Corriere 28.10.16
Sarebbe meglio chiarirsi le idee prima di cambiare la Maturità
di Gianna Fregonara
Come
previsto dalla cosiddetta Buona scuola la Maturità cambierà. Dal 2018.
Almeno così prevede la delega che il Parlamento sta per licenziare:
novità erano state annunciate addirittura nella legge di Stabilità del
2015, poi ritirate, e inserite tra i provvedimenti attuativi della
riforma. Erano previsti entro l’estate ma arriveranno a dicembre.

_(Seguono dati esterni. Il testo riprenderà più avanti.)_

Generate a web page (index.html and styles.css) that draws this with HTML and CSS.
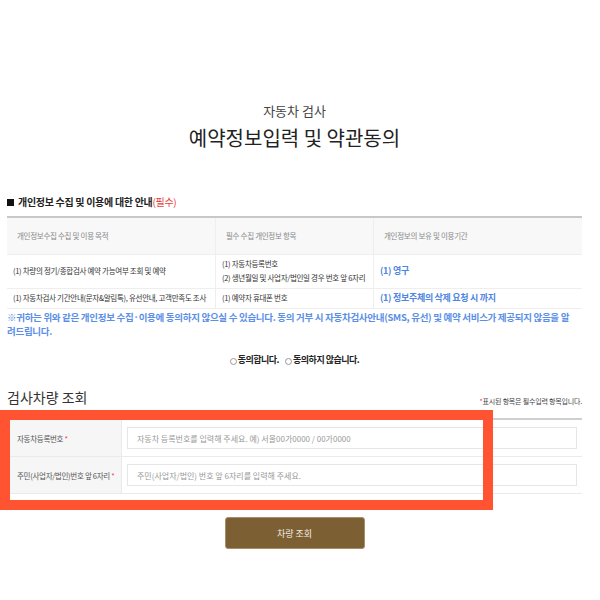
FILE: index.html
```html
<html>
    <head>
        <meta charset="utf-8">
        <meta name="viewport" content="width=device-width, initial-scale=1.0">
        <title>자동차 검사</title>
        <link rel="stylesheet" href="styles.css">
    </head>
    <body>
        <div class="page">
            <div class="title">
                <p class="sub">자동차 검사</p>
                <h1>예약정보입력 및 약관동의</h1>
            </div>

            <h3 class="section"><span class="sq"></span>개인정보 수집 및 이용에 대한 안내<span class="red">(필수)</span></h3>
            <table class="terms">
                <tr>
                    <th class="c1">개인정보수집 수집 및 이용 목적</th>
                    <th class="c2">필수 수집 개인정보 항목</th>
                    <th class="c3">개인정보의 보유 및 이용기간</th>
                </tr>
                <tr class="r1">
                    <td>(1) 차량의 정기/종합검사 예약 가능여부 조회 및 예약</td>
                    <td>(1) 자동차등록번호<br>(2) 생년월일 및 사업자/법인일 경우 번호 앞 6자리</td>
                    <td class="blue">(1) 영구</td>
                </tr>
                <tr class="r2">
                    <td>(1) 자동차검사 기간안내(문자&amp;알림톡), 유선안내, 고객만족도 조사</td>
                    <td>(1) 예약자 휴대폰 번호</td>
                    <td class="blue">(1) 정보주체의 삭제 요청 시 까지</td>
                </tr>
            </table>
            <p class="notice">※귀하는 위와 같은 개인정보 수집·이용에 동의하지 않으실 수 있습니다. 동의 거부 시 자동차검사안내(SMS, 유선) 및 예약 서비스가 제공되지 않음을 알<br>려드립니다.</p>

            <div class="agree">
                <label><span class="radio"></span>동의합니다.</label>
                <label><span class="radio"></span>동의하지 않습니다.</label>
            </div>

            <div class="form-head">
                <h2>검사차량 조회</h2>
                <span class="req"><span class="red">*</span>표시된 항목은 필수입력 항목입니다.</span>
            </div>
            <div class="form">
                <div class="row">
                    <div class="label">자동차등록번호&nbsp;<span class="red">*</span></div>
                    <div class="field"><div class="input">자동차 등록번호를 입력해 주세요. 예) 서울00가0000 / 00가0000</div></div>
                </div>
                <div class="row">
                    <div class="label">주민(사업자/법인)번호 앞 6자리&nbsp;<span class="red">*</span></div>
                    <div class="field"><div class="input">주민(사업자/법인) 번호 앞 6자리를 입력해 주세요.</div></div>
                </div>
            </div>

            <div class="actions">
                <button type="button">차량 조회</button>
            </div>
        </div>
        <div class="highlight"></div>
    </body>
</html>
```

FILE: styles.css
```css
body {
    margin: 0;
    background-color: white;
    color: #333;
    font-family: "Noto Sans CJK KR", "Noto Sans", sans-serif;
}

.page {
    width: 575px;
    margin-left: 7px;
}

.title {
    text-align: center;
    padding-top: 102px;
}

.sub {
    margin: 0;
    font-size: 13px;
    line-height: 18px;
    color: #444;
}

h1 {
    margin: 4px 0 0;
    font-size: 20px;
    line-height: 28px;
    font-weight: normal;
    color: #222;
}

.section {
    margin: 43px 0 0;
    font-size: 10px;
    line-height: 14px;
    font-weight: bold;
    letter-spacing: -0.3px;
    color: #222;
    display: flex;
    align-items: center;
}

.sq {
    width: 7px;
    height: 7px;
    background-color: #111;
    margin-right: 4px;
}

.red {
    color: #e9403b;
    font-weight: normal;
}

.terms {
    width: 100%;
    margin-top: 7px;
    border-collapse: collapse;
    border-top: 2px solid #c8c8c8;
    font-size: 7.5px;
    letter-spacing: -0.3px;
}

.terms th {
    height: 37px;
    background-color: #f8f8f8;
    color: #888;
    font-weight: normal;
    text-align: left;
    padding: 0 0 0 10px;
}

.terms td {
    padding: 0 0 0 6px;
    border-top: 1px solid #eee;
    color: #333;
    line-height: 14px;
}

.terms th + th,
.terms td + td {
    border-left: 1px solid #eee;
}

.terms .c1 {
    width: 198px;
}

.terms .c2 {
    width: 147px;
}

.r1 td {
    height: 34px;
}

.r2 td {
    height: 20px;
}

.terms td.blue {
    color: #4f86e3;
    font-weight: bold;
    font-size: 9px;
}

.notice {
    margin: 0;
    border-top: 1px solid #eee;
    padding-top: 1px;
    font-size: 9.5px;
    line-height: 14px;
    font-weight: bold;
    letter-spacing: -0.3px;
    color: #5b8fe6;
}

.agree {
    margin-top: 15px;
    display: flex;
    justify-content: center;
    gap: 6px;
    font-size: 9px;
    font-weight: bold;
    letter-spacing: -0.5px;
    color: #222;
}

.agree label {
    display: flex;
    align-items: center;
}

.radio {
    width: 5px;
    height: 5px;
    border: 1px solid #999;
    border-radius: 50%;
    margin-right: 1px;
    margin-top: 3px;
}

.form-head {
    margin-top: 21px;
    display: flex;
    justify-content: space-between;
    align-items: flex-end;
}

.form-head h2 {
    margin: 0;
    font-size: 14px;
    line-height: 20px;
    font-weight: normal;
    color: #333;
}

.req {
    font-size: 7px;
    letter-spacing: -0.2px;
    color: #444;
    margin-bottom: 1px;
}

.form {
    margin-top: 11px;
    border-top: 2px solid #cfcfcf;
}

.row {
    display: flex;
    height: 36px;
    border-bottom: 1px solid #eaeaea;
}

.label {
    width: 115px;
    flex-shrink: 0;
    background-color: #f6f6f6;
    border-right: 1px solid #eaeaea;
    font-size: 7.5px;
    letter-spacing: -0.3px;
    color: #555;
    display: flex;
    align-items: center;
    padding-left: 10px;
    box-sizing: border-box;
}

.field {
    flex: 1;
    display: flex;
    align-items: center;
    padding: 0 5px;
}

.input {
    flex: 1;
    height: 20px;
    border: 1px solid #e6e6e6;
    font-size: 8px;
    color: #999;
    display: flex;
    align-items: center;
    padding-left: 9px;
}

.actions {
    margin-top: 23px;
    display: flex;
    justify-content: center;
}

button {
    width: 140px;
    height: 32px;
    background-color: #7d5f34;
    border: 1px solid #a88f6c;
    border-radius: 3px;
    color: #f2ece2;
    font-family: "Noto Sans CJK KR", sans-serif;
    font-size: 9px;
}

.highlight {
    position: absolute;
    left: 0;
    top: 410px;
    width: 473px;
    height: 80px;
    border: 10px solid #ff5331;
}
```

Intanto da ormai tre anni si discute se sia meglio la commissione con
professori esterni, se ci vuole il quizzone o è meglio una prova
Invalsi, ci si sottopone al rito del toto-tema, allo scientifico fanno
gli scongiuri contro la prova di fisica e al momento dei risultati il
copione si ripete uguale: boom di promossi, in pratica tutti, e boom di
ottimi voti e lodi nelle regioni del Sud, in particolare in quelle in
cui i risultati dell’Invalsi e del Pisa fotografano la preparazione
peggiore dei quindicenni.
Prima di discutere se la Maturità vada
alleggerita (proposta dominante) o cambiata, se sia meglio un esame o la
valutazione del percorso dello studente, se vada giudicata la
personalità o la competenza, sarebbe bene porsi la domanda fondamentale:
a che cosa serve oggi la Maturità? E a che cosa dovrebbe servire? È un
esame di Stato, cioè fa fede della preparazione di chi chiude il ciclo
di studi dopo tredici anni di fatica. Ma rischia di diventare un titolo
spazzatura. Molti Atenei oggi preferiscono valutare la preparazione dei
candidati con un esame di ingresso proprio negli stessi mesi della
Maturità. In molti Paesi europei l’esame di fine ciclo scolastico è una
prova nazionale, anonima, corretta da organismi indipendenti, che ormai
sono in grado di analizzare compiti con risposte lunghe e articolate e
non solo le tanto contestate prove a crocette.
Non varrebbe la pena una volta tanto di fermarsi, a costo di dover prorogare i tempi delle scelte, e di chiarirsi le idee?